At one point, Claire calls Solange a "bungler," but Solange mishears it as "burglar." The pun is not accidental. Genet was falsely accused of theft when he was a child, and he thereafter resolved to become a real thief. He believed that since society had disowned him, he would disown society. The maids are thieves, too, but their use of Madame's possessions is less important than their major role-playing theft of her identity.

Just as Genet, a homosexual and a thief, was stamped with several labels of Otherness, the maids are also poor, filthy, and thieves. They are outcasts, and they have a reminder of that alienation every time they see each other. Claire brings up an intriguing image when she describes Solange as her own "image thrown back at me by a mirror, like a bad smell." The image transforms into a smell on the way back, and the two sensory levels capture the essence of Otherness: one already has a self-image of difference, of alienation from society, and when that image is put in contrast with someone else, the image is distorted even more. When Claire sees a fellow Other who is just like her, it makes that secondary image that much more painful—it turns it into a bad smell.

Genet does not leave Madame out of the Otherness equation. She wants to be an Other, as she is restricted by the patriarchal society. Without her husband, Madame feels alone and vulnerable. She fantasizes about breaking her husband out of prison with her sexual wiles and fleeing France with him. While she remains dependent on her husband in these fantasies, her Otherness is arousing enough.
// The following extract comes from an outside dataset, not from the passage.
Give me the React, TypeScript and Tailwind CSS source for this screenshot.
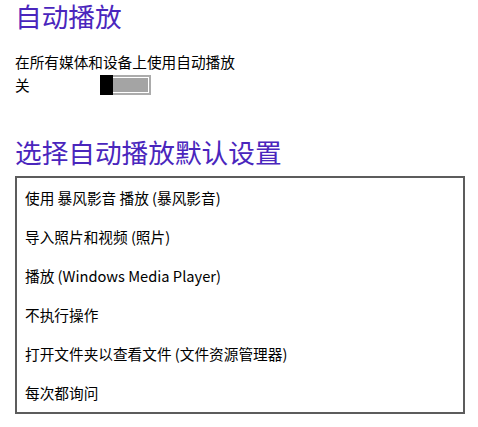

She even seems jealous when the maids demonstrate their superior knowledge of crime and police procedures.

Genet even plants a whirligig in her relationship with the maids. In Madame's fantasy, she and Monsieur flee to Devil's Island—where Claire wrote about and Solange earlier fantasized about fleeing to with her own criminal. At any rate, Otherness seeps into the maids' lives so much that in Solange's final monologue, it is difficult to determine which character she is portraying or addressing. At this point, she is an Other even from herself.